## Work to be completed
Retype, exactly as they stand, the lines from the start of the data to the line that contains "ChevronDown, Plus, X", both ends included. Leave the pictures out.

## Raw data
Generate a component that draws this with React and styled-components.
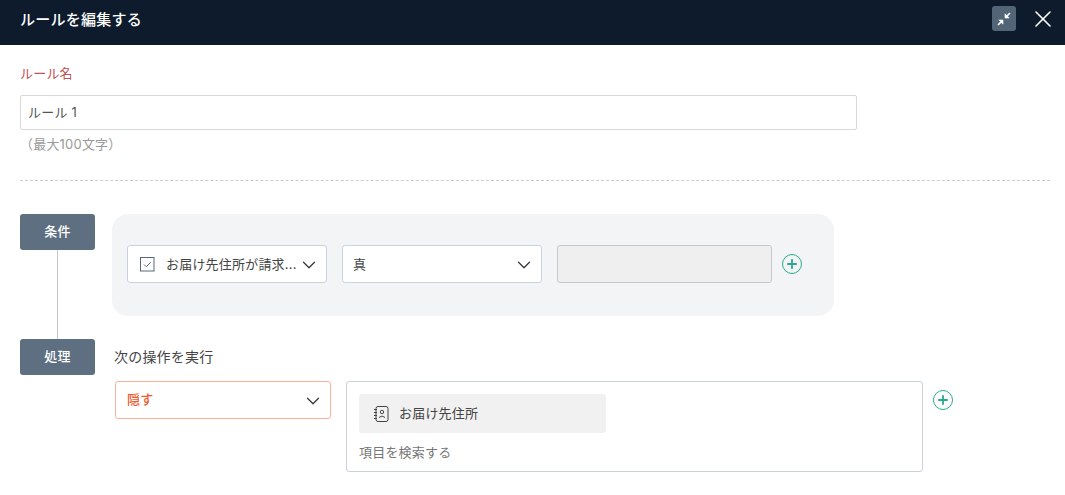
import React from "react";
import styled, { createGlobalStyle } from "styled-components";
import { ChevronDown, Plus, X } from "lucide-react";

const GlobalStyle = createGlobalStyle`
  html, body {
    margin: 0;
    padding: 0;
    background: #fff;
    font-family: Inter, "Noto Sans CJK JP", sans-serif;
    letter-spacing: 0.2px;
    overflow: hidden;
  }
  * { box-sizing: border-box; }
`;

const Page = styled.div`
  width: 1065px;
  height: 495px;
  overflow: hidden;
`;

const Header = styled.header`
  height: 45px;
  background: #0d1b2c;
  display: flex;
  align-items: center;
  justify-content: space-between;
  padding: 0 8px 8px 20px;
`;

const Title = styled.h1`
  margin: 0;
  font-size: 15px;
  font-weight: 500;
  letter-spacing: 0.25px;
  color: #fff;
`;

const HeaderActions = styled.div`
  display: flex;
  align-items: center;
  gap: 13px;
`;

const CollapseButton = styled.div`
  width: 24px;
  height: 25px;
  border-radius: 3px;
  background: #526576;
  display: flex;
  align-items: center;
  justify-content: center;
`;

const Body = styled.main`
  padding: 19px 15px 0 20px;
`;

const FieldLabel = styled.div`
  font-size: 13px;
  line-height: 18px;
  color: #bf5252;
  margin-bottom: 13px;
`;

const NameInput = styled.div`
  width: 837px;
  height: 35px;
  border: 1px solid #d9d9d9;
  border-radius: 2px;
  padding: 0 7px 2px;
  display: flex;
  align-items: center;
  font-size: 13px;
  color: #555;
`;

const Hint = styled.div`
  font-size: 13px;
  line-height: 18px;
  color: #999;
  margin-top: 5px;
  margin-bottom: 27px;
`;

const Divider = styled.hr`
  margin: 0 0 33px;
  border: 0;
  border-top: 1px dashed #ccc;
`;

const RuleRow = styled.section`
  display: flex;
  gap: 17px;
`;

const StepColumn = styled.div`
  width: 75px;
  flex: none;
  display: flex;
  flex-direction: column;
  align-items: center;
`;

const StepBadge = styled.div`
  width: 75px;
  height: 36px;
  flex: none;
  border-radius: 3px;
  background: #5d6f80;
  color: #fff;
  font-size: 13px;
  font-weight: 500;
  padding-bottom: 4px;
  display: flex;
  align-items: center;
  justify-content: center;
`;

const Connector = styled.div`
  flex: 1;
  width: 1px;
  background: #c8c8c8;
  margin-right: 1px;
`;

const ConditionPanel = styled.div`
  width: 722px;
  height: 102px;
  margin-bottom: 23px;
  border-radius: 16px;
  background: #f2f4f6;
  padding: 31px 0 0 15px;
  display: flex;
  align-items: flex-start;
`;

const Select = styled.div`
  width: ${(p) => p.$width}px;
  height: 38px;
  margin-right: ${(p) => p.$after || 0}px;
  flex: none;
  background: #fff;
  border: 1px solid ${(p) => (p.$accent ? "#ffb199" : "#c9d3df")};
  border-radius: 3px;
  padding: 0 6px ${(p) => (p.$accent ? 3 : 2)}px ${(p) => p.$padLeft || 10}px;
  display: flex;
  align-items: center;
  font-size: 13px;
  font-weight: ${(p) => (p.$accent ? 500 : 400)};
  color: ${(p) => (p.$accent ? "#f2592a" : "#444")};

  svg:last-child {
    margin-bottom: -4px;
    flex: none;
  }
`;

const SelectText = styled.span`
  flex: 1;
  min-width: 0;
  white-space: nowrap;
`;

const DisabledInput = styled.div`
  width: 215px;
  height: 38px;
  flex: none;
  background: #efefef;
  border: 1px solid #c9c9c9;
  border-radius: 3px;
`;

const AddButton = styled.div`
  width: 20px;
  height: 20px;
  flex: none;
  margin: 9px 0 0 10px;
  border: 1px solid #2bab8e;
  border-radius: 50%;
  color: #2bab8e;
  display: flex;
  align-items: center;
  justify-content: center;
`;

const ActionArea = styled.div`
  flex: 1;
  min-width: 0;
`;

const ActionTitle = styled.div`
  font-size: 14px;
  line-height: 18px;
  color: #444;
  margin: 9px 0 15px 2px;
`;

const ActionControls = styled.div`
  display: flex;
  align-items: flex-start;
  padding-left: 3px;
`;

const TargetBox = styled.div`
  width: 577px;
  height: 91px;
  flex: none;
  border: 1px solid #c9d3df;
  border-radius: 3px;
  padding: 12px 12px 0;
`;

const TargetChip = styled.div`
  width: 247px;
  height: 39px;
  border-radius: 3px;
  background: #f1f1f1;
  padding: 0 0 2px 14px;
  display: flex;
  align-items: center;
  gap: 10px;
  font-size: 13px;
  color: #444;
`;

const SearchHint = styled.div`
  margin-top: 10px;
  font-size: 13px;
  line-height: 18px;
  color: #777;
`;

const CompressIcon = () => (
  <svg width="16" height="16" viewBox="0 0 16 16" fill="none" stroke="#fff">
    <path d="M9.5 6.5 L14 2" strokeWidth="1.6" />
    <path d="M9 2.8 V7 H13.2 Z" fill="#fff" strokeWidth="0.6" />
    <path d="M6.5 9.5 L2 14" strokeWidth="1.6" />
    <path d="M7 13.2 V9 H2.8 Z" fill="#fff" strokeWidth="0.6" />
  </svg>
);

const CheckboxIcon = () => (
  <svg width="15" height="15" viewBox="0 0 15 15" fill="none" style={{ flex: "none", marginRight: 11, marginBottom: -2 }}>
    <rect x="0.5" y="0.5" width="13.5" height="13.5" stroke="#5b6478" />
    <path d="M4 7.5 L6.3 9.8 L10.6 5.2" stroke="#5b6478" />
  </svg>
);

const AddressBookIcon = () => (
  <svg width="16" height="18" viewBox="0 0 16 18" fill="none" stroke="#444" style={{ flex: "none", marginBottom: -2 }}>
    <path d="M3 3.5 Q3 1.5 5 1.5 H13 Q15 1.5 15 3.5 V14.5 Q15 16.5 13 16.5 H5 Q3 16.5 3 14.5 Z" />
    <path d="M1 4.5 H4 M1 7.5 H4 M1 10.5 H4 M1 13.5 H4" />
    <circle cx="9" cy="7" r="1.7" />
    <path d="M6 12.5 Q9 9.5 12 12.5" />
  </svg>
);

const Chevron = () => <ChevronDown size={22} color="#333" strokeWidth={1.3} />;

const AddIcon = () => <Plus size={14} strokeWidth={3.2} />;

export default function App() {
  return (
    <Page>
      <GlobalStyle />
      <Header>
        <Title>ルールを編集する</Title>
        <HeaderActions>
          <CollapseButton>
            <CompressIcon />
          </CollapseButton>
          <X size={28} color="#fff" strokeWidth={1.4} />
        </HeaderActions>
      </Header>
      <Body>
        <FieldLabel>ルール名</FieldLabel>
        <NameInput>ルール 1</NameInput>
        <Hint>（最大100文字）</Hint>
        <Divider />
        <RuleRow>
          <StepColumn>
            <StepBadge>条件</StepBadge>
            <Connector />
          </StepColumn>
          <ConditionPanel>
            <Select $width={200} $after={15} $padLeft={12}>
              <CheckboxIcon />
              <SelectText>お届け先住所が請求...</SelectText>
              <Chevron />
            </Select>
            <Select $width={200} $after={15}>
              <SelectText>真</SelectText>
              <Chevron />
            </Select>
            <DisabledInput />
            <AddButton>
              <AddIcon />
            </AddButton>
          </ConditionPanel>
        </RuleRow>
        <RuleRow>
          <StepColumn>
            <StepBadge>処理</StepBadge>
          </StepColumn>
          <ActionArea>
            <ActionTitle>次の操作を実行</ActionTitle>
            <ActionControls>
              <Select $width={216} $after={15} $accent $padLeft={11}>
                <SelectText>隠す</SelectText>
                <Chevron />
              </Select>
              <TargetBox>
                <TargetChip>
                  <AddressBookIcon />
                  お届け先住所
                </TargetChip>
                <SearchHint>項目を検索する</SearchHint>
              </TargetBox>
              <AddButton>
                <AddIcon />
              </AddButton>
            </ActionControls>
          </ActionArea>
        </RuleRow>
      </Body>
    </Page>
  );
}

## Reply
Generate a component that draws this with React and styled-components.
import React from "react";
import styled, { createGlobalStyle } from "styled-components";
import { ChevronDown, Plus, X } from "lucide-react";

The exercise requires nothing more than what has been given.